The birth control disparity has other cultural effects (religiosity rates are very different), but these others should not. It appears we're basically going to end up with a population that has sex mostly by 17 anyway without seriously invasive and pointless laws, so we may as well talk to the kids about the options before they go about their business. Raising kids within a moderation environment and letting them make choices seems far more reasonable, largely in terms of producing good outcomes (ie, fewer teen pregnancies and fewer STD infections), both here in our attitudes toward their sexual relationships and in the question of alcohol use. (this also throws cold water on the notion that encouraging condom use is somehow about encouraging promiscuous sexual teens. This seems far more like a cultural fear we have rather than an empirical result, and has more in common with parts of East Africa than the developed world. Where condom use is similarly discouraged as a shaming or through creating a perception that the users are unclean, as opposed to condom use being considered a sensible responsible precaution.)

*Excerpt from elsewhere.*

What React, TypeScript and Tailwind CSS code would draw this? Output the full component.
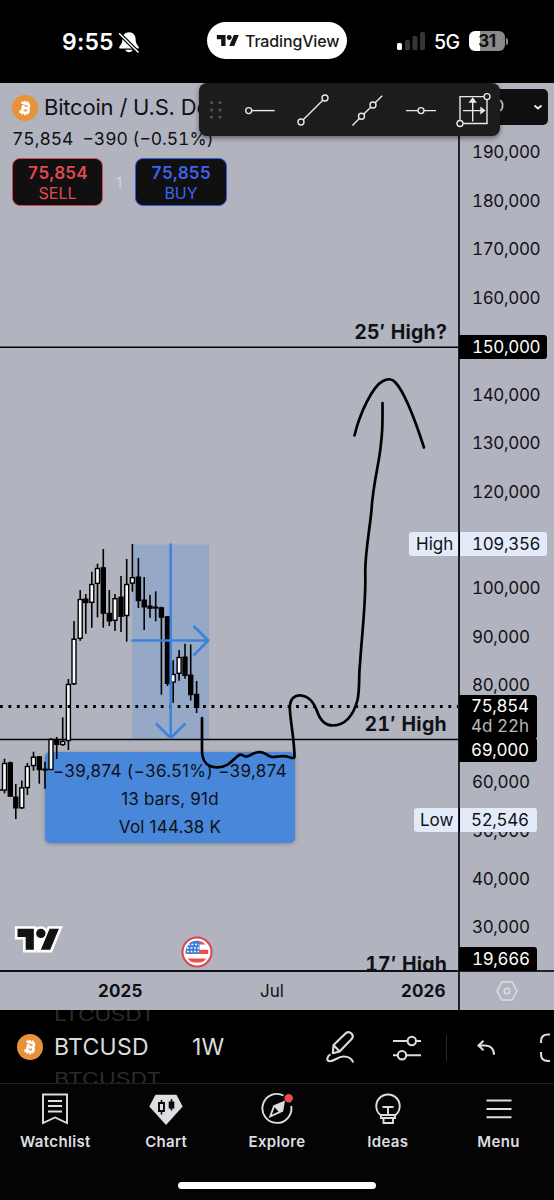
import type { ReactNode } from "react";

// [x, high, low, bodyTop, bodyBottom, filled]
type Candle = [number, number, number, number, number, boolean];

const candles: Candle[] = [
  [4.5, 758.7, 793.3, 763.3, 790.3, false],
  [10.3, 761.5, 796.3, 762.7, 796.3, true],
  [15.8, 784, 819, 797, 808, true],
  [21.8, 780.5, 809, 787.7, 808, false],
  [27.4, 763, 795, 766.3, 787.7, false],
  [33.5, 751.7, 770.7, 757, 765.7, false],
  [39.3, 756, 783.7, 756.7, 769.7, true],
  [45, 761.7, 788.7, 769, 770.2, true],
  [51, 738, 770, 739.3, 769.7, false],
  [56.7, 737, 759, 739.5, 744.5, true],
  [62.7, 717.3, 746, 741.3, 744.7, false],
  [68.4, 679, 750, 684.3, 740.7, false],
  [74, 621, 685, 639, 684, false],
  [80.2, 590, 640.7, 599.3, 638.5, false],
  [85.8, 594, 633.7, 599, 602.7, true],
  [91.8, 571.7, 627.7, 584.3, 602.5, false],
  [97.5, 563.7, 617.3, 568.3, 583.5, false],
  [103.3, 549, 627.7, 567.7, 613.3, true],
  [109.3, 590, 626, 613.3, 621, true],
  [115, 594, 631, 598.5, 620.5, false],
  [121, 576, 632, 597, 616.5, true],
  [126.7, 559, 641.7, 584.3, 615.7, false],
  [132.4, 544, 591.7, 577.5, 583.3, false],
  [138.4, 558, 608, 577, 600.7, true],
  [144.2, 577, 630, 600, 607, true],
  [150, 594.7, 617.7, 606, 608.3, true],
  [155.7, 591.3, 621.3, 607, 608.2, true],
  [161.4, 606.7, 694.7, 607.7, 617.3, true],
  [167.5, 616, 686, 616.7, 683.5, true],
  [173.2, 660.3, 702.7, 674.3, 682.3, false],
  [179.1, 650, 680.7, 657.3, 673.5, false],
  [185, 643.7, 678.7, 657, 675.5, true],
  [190.7, 644.5, 700.5, 675, 694.7, true],
  [196.6, 681, 713, 694.3, 707.5, true],
];

const prices = [
  "190,000", "180,000", "170,000", "160,000", "", "140,000", "130,000", "120,000", "",
  "100,000", "90,000", "80,000", "", "60,000", "50,000", "40,000", "30,000",
];

function TvMark({ className, outlined }: { className: string; outlined?: boolean }) {
  const shape = "M14 22H7V11H0V4h14v18zM28 22h-8l7.5-18h8L28 22z";
  return (
    <svg viewBox="-3 1 42 24" className={className}>
      {outlined && (
        <g fill="white" stroke="white" strokeWidth="4.500">
          <path d={shape} />
          <circle cx="20" cy="8" r="4" />
          <path d="M14 9h8l-3 12h-5z" />
        </g>
      )}
      <path d={shape} fill="#131313" />
      <circle cx="20" cy="8" r="4" fill="#131313" />
    </svg>
  );
}

function BitcoinIcon() {
  return (
    <svg viewBox="0 0 26 26" className="size-[26px] shrink-0">
      <circle cx="13" cy="13" r="13" fill="#e8923a" />
      <g transform="rotate(13 13 13)" fill="none" stroke="white" strokeWidth="2.700">
        <path d="M8.3 8.5h6a2.200 2.200 0 0 1 0 4.400h-3.600M8.300 17.600h6.400a2.350 2.350 0 0 0 0-4.700h-4M10.900 8.500v9" />
        <path d="M11.500 6v2.300M14.500 6v2.300M11.500 17.800v2.400M14.500 17.800v2.400" strokeWidth="1.700" />
      </g>
    </svg>
  );
}

function StatusBar() {
  return (
    <header className="relative flex h-[83px] items-start bg-black text-white">
      <div className="ml-[62px] mt-[28px] flex items-center">
        <span className="w-[54px] text-[23px] leading-[28px] font-semibold tracking-[0.2px]">9:55</span>
        <svg viewBox="0 0 22 24" className="ml-[2px] h-[24px] w-[22px]">
          <path
            d="M11 2.200c-4.300 0-6.500 3-6.600 6.500-.1 4.800-1.600 6.200-2.900 7.700-.7.900-.3 2.100.9 2.100h17.200c1.200 0 1.600-1.200.9-2.100-1.300-1.500-2.800-2.900-2.900-7.700-.1-3.500-2.300-6.500-6.600-6.500z"
            fill="white"
          />
          <path d="M7.300 19.800h7.400c-.6 3.300-6.800 3.300-7.400 0z" fill="white" />
          <path d="M1 3.200 20 22" stroke="black" strokeWidth="3.800" />
          <path d="M1.500 3.700 20 22" stroke="white" strokeWidth="1.500" strokeLinecap="round" />
        </svg>
      </div>
      <div className="ml-[67px] mt-[22px] flex h-[37px] w-[140px] items-center rounded-full bg-white text-[#181818]">
        <TvMark className="ml-[8px] h-[15px] w-[26px]" />
        <span className="ml-[4px] text-[16px] font-medium tracking-[-0.15px] whitespace-nowrap">TradingView</span>
      </div>
      <svg viewBox="0 0 28 18" className="mt-[32px] ml-[50px] h-[18px] w-[28px]">
        <rect x="0" y="11" width="5" height="7" rx="1.500" fill="white" />
        <rect x="8" y="8" width="5" height="10" rx="1.500" fill="#353535" />
        <rect x="15.500" y="4" width="5" height="14" rx="1.500" fill="#353535" />
        <rect x="23" y="0" width="5" height="18" rx="1.500" fill="#353535" />
      </svg>
      <span className="mt-[28px] ml-[9px] w-[27px] text-[19.500px] leading-[28px] font-medium tracking-[-0.5px]">5G</span>
      <div className="mt-[31px] ml-[8px] flex items-center">
        <div className="flex h-[20px] w-[36px] items-center justify-center rounded-[6px] bg-linear-to-r from-white from-31% to-[#8a8a8a] to-31% text-[17px] leading-[20px] font-bold tracking-[-0.3px] text-[#111]">
          31
        </div>
        <div className="ml-px h-[7px] w-[2px] rounded-r bg-[#8a8a8a]" />
      </div>
    </header>
  );
}

function PriceDrawing() {
  return (
    <svg viewBox="0 83 459 887" className="absolute top-0 left-0 h-[887px] w-[459px]">
      <rect x="132" y="544.500" width="77" height="195" fill="#4a88d9" fillOpacity="0.27" />
      <path d="M0 347.200h459M0 739.500h459" stroke="black" strokeWidth="1.500" />
      <g stroke="black" fill="white">
        <path d="M0 790h2" strokeWidth="1.300" />
        {candles.map(([x, high, low, top, bottom, filled]) => (
          <g key={x}>
            <path d={`M${x} ${high}V${low}`} strokeWidth="1.600" />
            <rect
              x={x - 2}
              y={top + 0.2}
              width="4"
              height={Math.max(bottom - top - 0.4, 0.2)}
              strokeWidth="1.400"
              fill={filled ? "black" : "#f8f8fa"}
            />
          </g>
        ))}
      </g>
      <path d="M0 706.500h459" stroke="black" strokeWidth="2.800" strokeDasharray="2.800 5.660" />
      <g fill="none" stroke="#3d82dc" strokeWidth="2.500" strokeLinejoin="round">
        <path d="M170.700 543.500V738M156 723.500l14.700 14.500 14.700-14.500" />
        <path d="M131.500 640.500H208M193.500 626l14.800 14.500-14.800 15" />
      </g>
    </svg>
  );
}

function Projection() {
  return (
    <svg viewBox="0 83 459 887" className="pointer-events-none absolute top-0 left-0 h-[887px] w-[459px]">
      <g fill="none" stroke="black" strokeWidth="2.700" strokeLinecap="round" strokeLinejoin="round">
        <path d="M202 718V750C202 761 206 767 217 767.300C230 767.500 233 758 240 754.500C243 754.500 244 757 247 756.500C253 754 255 752 260 752C266 752.500 267 756 272 757C277 757.300 282 755 287 756.500C291 758 294 758.700 294.500 757C294.500 740 290.300 722 289.800 708C290 698 295 695 301 695.500C309 696 314 703 317 711C320 720 325 725.500 333 725.500C347 725 354 713 357.500 700C360 689 358.500 677 360 664C362 633 366 602 365.300 575C364.700 555 369 535 371.500 510C373 483 380 460 381 443C383 430 382.500 418 382.500 403" />
        <path d="M354.500 435.500C360 412 373 386 383 381C387 378.600 392 378.600 395 382C406 393 418 429 424 447.500" />
      </g>
    </svg>
  );
}

function AxisTag({ className, children }: { className: string; children: ReactNode }) {
  return (
    <div className={`absolute left-[459px] text-[17px] leading-[24px] tracking-[-0.35px] whitespace-nowrap tabular-nums ${className}`}>
      {children}
    </div>
  );
}

function DrawingToolbar() {
  return (
    <div className="absolute top-0 left-[199px] flex h-[53px] w-[301px] rounded-[8px] bg-[#1c1c1c] shadow-[0_2px_5px_#0007]">
      <svg viewBox="199 83 301 53" className="h-[53px] w-[301px]" fill="none" stroke="#e8e8e8" strokeWidth="1.400">
        <g fill="#555" stroke="none">
          {[102.5, 110, 117].map((y) => (
            <g key={y}>
              <circle cx="211.500" cy={y} r="1.500" />
              <circle cx="220" cy={y} r="1.500" />
            </g>
          ))}
        </g>
        <circle cx="248.700" cy="110.600" r="3" />
        <path d="M251.700 110.600h23" />
        <circle cx="301" cy="122" r="3" />
        <circle cx="325" cy="98" r="3" />
        <path d="m303.200 119.800 19.600-19.600" />
        <circle cx="361.500" cy="116.200" r="3" />
        <circle cx="373" cy="105" r="3" />
        <path d="m352.500 125.500 6.800-7M363.800 114l7-6.800M375.200 102.800l7-7" />
        <circle cx="421" cy="110.600" r="3" />
        <path d="M406 110.600h12M424 110.600h12" />
        <path d="M483.700 96.600H460v23.700M463.200 123.500H487V99.800" />
        <circle cx="487" cy="96.600" r="3" />
        <circle cx="460" cy="123.500" r="3" />
        <path d="M472.700 121.500V101M463 110.600h20" />
        <path d="m470 102 2.700-3.500 2.700 3.500zM481 108v5.200l3.500-2.600z" fill="#e8e8e8" />
      </svg>
    </div>
  );
}

function FlagBadge() {
  return (
    <svg viewBox="0 0 32 32" className="absolute top-[853px] left-[180.500px] size-[32px]">
      <circle cx="16" cy="16" r="14.500" fill="white" stroke="#dc4449" strokeWidth="2" />
      <clipPath id="flag">
        <circle cx="16" cy="16" r="11.300" />
      </clipPath>
      <g clipPath="url(#flag)">
        <path d="M4 6.500h24M4 15.800h24M4 24.500h24" stroke="#e5524f" strokeWidth="4.200" />
        <path d="M4 4h14.500v13.500H4z" fill="#3c7fdb" />
        <path d="M7 8.500h11M6 12h12M6 15.500h12" stroke="white" strokeWidth="1.400" strokeDasharray="1.800 1.700" />
      </g>
    </svg>
  );
}

function ChartArea() {
  return (
    <main className="relative grid h-[927px] grid-cols-[458px_96px] grid-rows-[887px_40px] overflow-hidden bg-[#b1b4be] text-[#101116]">
      <section className="relative overflow-hidden">
        {/* measure label sits under the candles */}
        <div className="absolute top-[669px] left-[45px] flex h-[91px] w-[250px] flex-col items-center rounded-[5px] bg-[#4887d9] pt-[5px] text-[17px] leading-[28px] whitespace-nowrap shadow-[0_1px_4px_#0004]">
          <span className="tracking-[0.38px]">−39,874 (−36.51%) −39,874</span>
          <span className="tracking-[0.2px]">13 bars, 91d</span>
          <span className="tracking-[0.2px]">Vol 144.38 K</span>
        </div>
        <PriceDrawing />
        <Projection />
        <div className="relative pl-[12px]">
          <div className="flex h-[49px] items-center gap-[6px] text-[22px] whitespace-nowrap">
            <BitcoinIcon />
            <span className="tracking-[-0.2px]">Bitcoin / U.S. Dollar</span>
          </div>
          <div className="-mt-[5px] flex h-[24px] items-center gap-[9px] text-[17.500px] whitespace-nowrap tabular-nums">
            <span>75,854</span>
            <span>−390 (−0.51%)</span>
          </div>
          <div className="mt-[7px] flex items-center text-center">
            <div className="flex h-[48px] w-[91px] flex-col rounded-[8px] border-[1.500px] border-[#d94850] bg-[#101010] text-[#e14b50]">
              <span className="mt-[3px] text-[17px] leading-[22px] font-semibold tracking-[0.1px] tabular-nums">75,854</span>
              <span className="text-[16px] leading-[18px]">SELL</span>
            </div>
            <span className="w-[32px] text-[14px] text-[#d4d6de]">1</span>
            <div className="flex h-[48px] w-[92px] flex-col rounded-[8px] border-[1.500px] border-[#3757e3] bg-[#101010] text-[#3f64ee]">
              <span className="mt-[3px] text-[17px] leading-[22px] font-semibold tracking-[0.1px] tabular-nums">75,855</span>
              <span className="text-[16px] leading-[18px]">BUY</span>
            </div>
          </div>
        </div>

        <b className="absolute top-[236px] right-[11px] text-[19.500px] leading-[26px] font-bold tracking-[0.2px] tabular-nums">25′ High?</b>
        <b className="absolute top-[628px] right-[11px] text-[19.500px] leading-[26px] font-bold tracking-[0.3px] tabular-nums">21′ High</b>
        <b className="absolute top-[868px] right-[11px] text-[19.500px] leading-[26px] font-bold tracking-[0.2px] tabular-nums">17′ High</b>
        <TvMark outlined className="absolute top-[842px] left-[13.500px] h-[28.500px] w-[49px]" />
        <FlagBadge />
      </section>

      <aside className="border-l-2 border-[#22232a] pt-[46px] pl-[12px] text-[17px] tracking-[-0.35px] tabular-nums">
        {prices.map((price, i) => (
          <div key={i} className="flex h-[48.440px] items-center">{price}</div>
        ))}
      </aside>

      <div className="flex items-center border-t-2 border-[#101116] pt-[2px] text-[17px]">
        <b className="ml-[98px] w-[45px] font-bold tracking-[0.2px]">2025</b>
        <span className="ml-[117px] w-[25px]">Jul</span>
        <b className="ml-[116px] font-bold tracking-[0.2px]">2026</b>
      </div>
      <div className="flex items-center justify-center border-t-2 border-l-2 border-[#22232a]">
        <svg viewBox="0 0 22 20" className="h-[20px] w-[22px]" fill="none" stroke="#dcdee5" strokeWidth="1.500">
          <path d="M6 1h10l5 9-5 9H6l-5-9z" />
          <circle cx="11" cy="10" r="2.800" />
        </svg>
      </div>

      <div className="absolute top-[6px] right-[6px] flex h-[36px] w-[80px] items-center justify-between rounded-[5px] bg-[#101010] pr-[5px] pl-[30px] text-[17px] text-[#ddd]">
        <span className="-ml-[6px]">D</span>
        <svg viewBox="0 0 10 10" className="size-[10px]" fill="none" stroke="#eee" strokeWidth="1.800">
          <path d="m1.500 3.500 3.500 3 3.500-3" />
        </svg>
      </div>
      <AxisTag className="top-[252px] h-[24px] w-[88px] rounded-r-[3px] bg-black pl-[13px] text-white">150,000</AxisTag>
      <div className="absolute top-[449px] left-[409px] h-[24px] w-[49px] rounded-l-[3px] bg-[#e3ebfa] pl-[7px] text-[17px] leading-[24px]">High</div>
      <AxisTag className="top-[449px] h-[24px] w-[88px] rounded-r-[3px] border-l border-black bg-[#e3ebfa] pl-[12px]">109,356</AxisTag>
      <AxisTag className="top-[612px] h-[44px] w-[78px] rounded-r-[3px] bg-black pl-[12px] text-white">
        <div className="leading-[22px]">75,854</div>
        <div className="leading-[18px] tracking-normal text-[#b9b9bd]">4d 22h</div>
      </AxisTag>
      <AxisTag className="top-[655px] h-[24px] w-[78px] rounded-r-[3px] bg-black pl-[12px] text-white">69,000</AxisTag>
      <div className="absolute top-[725px] left-[414px] h-[24px] w-[44px] rounded-l-[3px] bg-[#e3ebfa] pl-[6px] text-[17px] leading-[24px]">Low</div>
      <AxisTag className="top-[725px] h-[24px] w-[78px] rounded-r-[3px] border-l border-black bg-[#e3ebfa] pl-[11px]">52,546</AxisTag>
      <AxisTag className="top-[864px] h-[24px] w-[78px] rounded-tr-[3px] bg-black pl-[13px] text-white">19,666</AxisTag>
      <DrawingToolbar />
    </main>
  );
}

function SymbolBar() {
  return (
    <section className="flex h-[74px] items-center overflow-hidden border-b border-[#232323] bg-black text-[#dcdcdc]">
      <div className="ml-[17px]">
        <BitcoinIcon />
      </div>
      <div className="ml-[11px] flex w-[138px] flex-col text-[23px] leading-[32px]">
        <span className="origin-left scale-y-75 tracking-[-0.5px] text-[#2b2b2b]">LTCUSDT</span>
        <span className="tracking-[0.3px]">BTCUSD</span>
        <span className="origin-left scale-y-75 text-[#2b2b2b]">BTCUSDT</span>
      </div>
      <span className="w-[36px] pt-[2px] text-[23px] tracking-[0.2px]">1W</span>
      <svg viewBox="320 1020 234 52" className="ml-[92px] h-[52px] w-[234px] shrink-0" fill="none" stroke="#dcdcdc" strokeWidth="2.100">
        <path
          d="M332.800 1052.300l.7-8.300 12.300-11.800c1.800-1.600 4-1.300 5.600.3 1.700 1.700 1.800 3.800.2 5.500l-12 12.500zM333.500 1044l6.100 6.500"
          strokeLinejoin="round"
        />
        <path d="M330.500 1053.500c-3.200 1.200-4.800 6.300-1 6.700 4.500.4 8.500-4.700 14-4.700 5 0 8.500 2.500 9.800 6" />
        <path d="M393 1040h14.500M416 1040h5M393 1054.200h4.500M406 1054.200h15" />
        <circle cx="411.800" cy="1040" r="4.200" />
        <circle cx="402" cy="1054.200" r="4.200" />
        <path d="M446.500 1034v26" stroke="#292929" strokeWidth="1" />
        <path d="m483.500 1039.700-5 4.800 5 4.800M478.500 1044.500h6c6 0 9.500 3.500 9.500 9.300" />
        <path d="M550 1033.500h-2c-5 0-7 2-7 7v1.500M541 1051v2c0 5 2 7 7 7h2" />
      </svg>
    </section>
  );
}

const tabs: { label: string; icon: ReactNode }[] = [
  {
    label: "Watchlist",
    icon: (
      <>
        <path d="M5 2.500h24v28.500l-12-5.500-12 5.500z" />
        <path d="M10 9h14M10 14h14M10 19.500h14" />
      </>
    ),
  },
  {
    label: "Chart",
    icon: (
      <>
        <path d="M6.500 2.800h21l6.200 11.700L17 33 .3 14.500z" fill="#dedee2" stroke="none" />
        <path d="M12.500 8v3M12.500 19v3.500M22.500 7v11.500" stroke="#080808" strokeWidth="1.600" />
        <path d="M10 11h5v8h-5z" stroke="#080808" />
        <path d="M19.700 9.500h5.600v7h-5.600z" fill="#080808" stroke="none" />
      </>
    ),
  },
  {
    label: "Explore",
    icon: (
      <>
        <path d="M23.500 3.500A14.500 14.500 0 1 0 31.200 14" />
        <path d="m10.200 24.500 3.800-10.300L23.800 10l-1.500 8.800z" />
        <path d="m14 14.500 9.800-4.500-1.500 8.800-3.300 1.500z" fill="#dedee2" stroke="none" />
        <circle cx="28.700" cy="6.300" r="4.200" fill="#e84b50" stroke="none" />
      </>
    ),
  },
  {
    label: "Ideas",
    icon: (
      <>
        <path d="M10 23.500a11.700 11.700 0 1 1 14 0v2.500H10z" />
        <path d="M12.500 26h9.500v5h-9.500zM11.500 15h11M17 15v8M10 23h14" />
      </>
    ),
  },
  {
    label: "Menu",
    icon: <path d="M4.500 8.500h25M4.500 17h25M4.500 25.300h25" />,
  },
];

function TabBar() {
  return (
    <nav className="flex h-[116px] flex-col bg-[#040404] text-[#dedee2]">
      <div className="grid grid-cols-5 pt-[8px]">
        {tabs.map((tab) => (
          <a key={tab.label} href="#" className="flex flex-col items-center">
            <svg viewBox="0 0 34 34" className="size-[34px]" fill="none" stroke="#dedee2" strokeWidth="1.900">
              {tab.icon}
            </svg>
            <span className="mt-[5px] text-[15px] leading-[22px] font-semibold tracking-[0.35px]">{tab.label}</span>
          </a>
        ))}
      </div>
      <div className="mx-auto mt-auto mb-[11px] h-[7px] w-[198px] rounded-full bg-white" />
    </nav>
  );
}

export default function App() {
  return (
    <div className="w-[554px] bg-black font-['Inter',sans-serif]">
      <StatusBar />
      <ChartArea />
      <SymbolBar />
      <TabBar />
    </div>
  );
}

One of the most interesting conclusions of that comparison is that both sexes of American teens wish they had waited longer (while very few Dutch teens did). I'm pretty sure given that much of our comedy relating to virginal experiences is on how bad it is/was, this should tell us something about the choices we're making leading up to that. Ie, the who, the what, etc, isn't actually well conceived of, not discussed, and ends up being a pretty poor experience for both young women and young men. This is not, to me, an indictment of sex itself. It's an indictment of having sex with the wrong people. The reason this is obvious is that most European teens are going through the careful process of thinking about the consequences of those actions and getting condoms or prescribed birth control pills/shots, etc, which would be things I'd think that people interested in committed sexual relationships as adults would seek out. They're not just going at it like wild animals as is our conception of teenage hormones. And they seem pretty happy with the results. Meanwhile, here, both sexes don't seem too happy with the results of those encounters. Which strikes me as flying in the face of our "theories" about teenage male sexuality.

And we're also dealing with the consequences by having to pay for all these teenagers with pregnancies, abortions, or various sexual infections. It's the very essence of a corner solution utterly failing to produce even its desired outcomes and it carries with it these persistent notions into adulthood that sex is somehow unclean and has no recreational aspects to it within relationships, even when we sanctify it with the rituals of marriages. I'd suspect we'd probably have healthier relationships (and lower divorce rates) if more people saw their sex lives as simply another aspect of expression within their relationships. As something to have some fun with rather than something of a unfortunate duty to each other. If Dutch teens can figure this out, then why can't American adults?